20.2 Inventions made by the Seller mainly on the basis of such information as mentioned in 15.1, shall also be deemed to be the Buyer’s property. The Buyer shall own inventions that are mainly based on technical information provided to the Seller by the Buyer. The Seller shall notify the Buyer of inventions that shall be the Buyer's property, and the Seller shall render the Buyer the necessary assistance to allow the Buyer to apply for patents for the inventions. The Buyer shall compensate the Seller for all reasonable expenses related to such patent applications, including reasonable remuneration to the Seller's employees if this is a result of applicable legislation.
20.3 The Seller shall not use the information mentioned in 20.1 and inventions mentioned in 20.2, for any other purpose than the execution of his contractual obligations according to this Contract. All documentation, materials, all software applications and copies shall be returned to the Buyer at the end of the Contract, unless otherwise agreed in writing.
20.4 The Seller shall grant the Buyer an irrevocable, royalty free, non-exclusive right to use all inventions that are, or comes under the Seller's control to the extent this is necessary for the production, operation, maintenance and repair to the Delivery.
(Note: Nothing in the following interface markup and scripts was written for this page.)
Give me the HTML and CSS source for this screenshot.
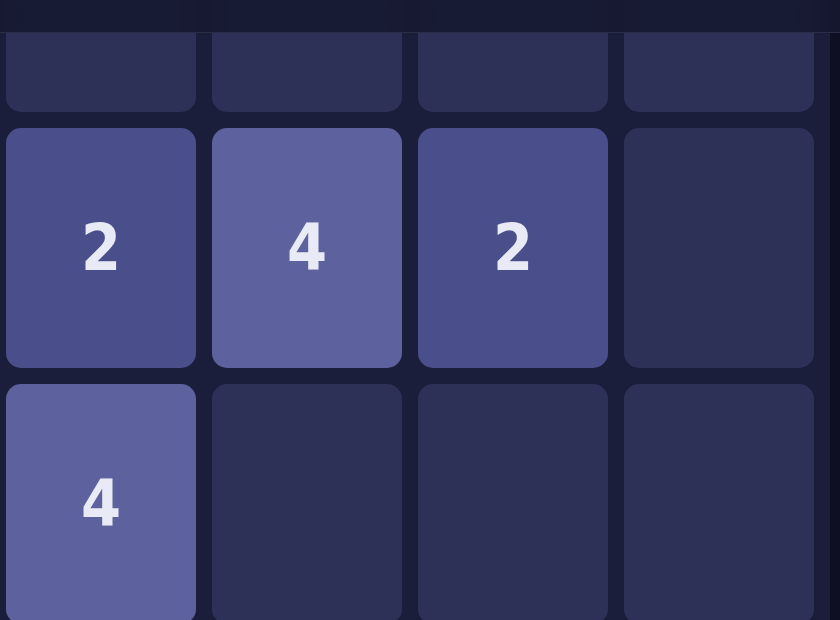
FILE: index.html
```html
<!DOCTYPE html>
<html lang="en">
<head>
<meta charset="utf-8">
<title>2048</title>
<link rel="stylesheet" href="styles.css">
</head>
<body>
<div class="app">
  <header class="topbar"></header>
  <main class="board">
    <div class="grid">
      <div class="tile"></div>
      <div class="tile"></div>
      <div class="tile"></div>
      <div class="tile"></div>

      <div class="tile t2">2</div>
      <div class="tile t4">4</div>
      <div class="tile t2">2</div>
      <div class="tile"></div>

      <div class="tile t4">4</div>
      <div class="tile"></div>
      <div class="tile"></div>
      <div class="tile"></div>

      <div class="tile"></div>
      <div class="tile"></div>
      <div class="tile"></div>
      <div class="tile"></div>
    </div>
  </main>
  <div class="scrollbar"></div>
</div>
</body>
</html>
```
FILE: styles.css
```css
html, body {
  margin: 0;
  padding: 0;
  height: 620px;
  overflow: hidden;
  background: #1b1e3b;
  font-family: "DejaVu Sans", "Liberation Sans", sans-serif;
}

.app {
  display: flex;
  height: 620px;
  overflow: hidden;
}

.topbar {
  position: fixed;
  top: 0;
  left: 0;
  right: 0;
  height: 32px;
  background: rgba(22, 24, 48, 0.88);
  backdrop-filter: blur(12px);
  border-bottom: 1px solid #2b2d47;
  z-index: 10;
}

.board {
  flex: 1;
  padding: 0 16px 0 6px;
}

.grid {
  display: grid;
  grid-template-columns: repeat(4, 190px);
  grid-auto-rows: 240px;
  gap: 16px;
  margin-top: -128px;
}

.tile {
  background: #2d3157;
  border-radius: 15px;
  display: flex;
  align-items: center;
  justify-content: center;
  color: #e8eaf6;
  font-family: "DejaVu Sans Condensed", "DejaVu Sans", sans-serif;
  font-stretch: condensed;
  font-size: 64px;
  font-weight: bold;
}

.t2 {
  background: #4a4e8a;
}

.t4 {
  background: #5d619e;
}

.scrollbar {
  width: 10px;
  background: #0e0f22;
}
```
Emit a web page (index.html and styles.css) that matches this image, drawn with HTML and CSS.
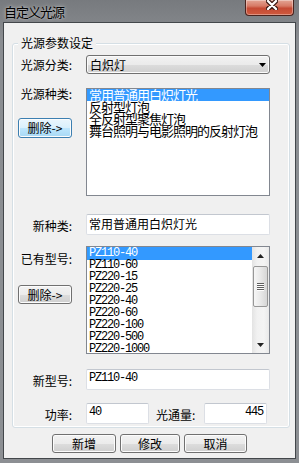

20.5 The Seller is liable for ensuring that the Delivery and its application will not infringe third party patents or other rights protection and shall indemnify the Buyer for claims that may arise due to infringement of third party patents, copyright, intellectual property law or other protective rules. The Seller is only liable if the Buyer has not, within a reasonable time, notified the Seller of any claim received by the Buyer.
21. BUYER'S RIGHTS VERSUS SELLER'S SUBCONTRACTORS
21.1 The Seller is obliged to ensure that the Buyer’s rights according to these general purchasing terms, may be enforced versus the Seller's Subcontractors.
22.UN GLOBAL COMPACT
22.1 The Seller is obliged to comply with the 10 applicable principles following from the UN Global Compact.
23.1 These purchasing terms shall be subject to and be construed according to Norwegian Law.
23.2 Disputes that may arise as a result of or in connection with the Contract, and which are not amicably resolved, shall be settled before the ordinary courts of the Buyer’s home country.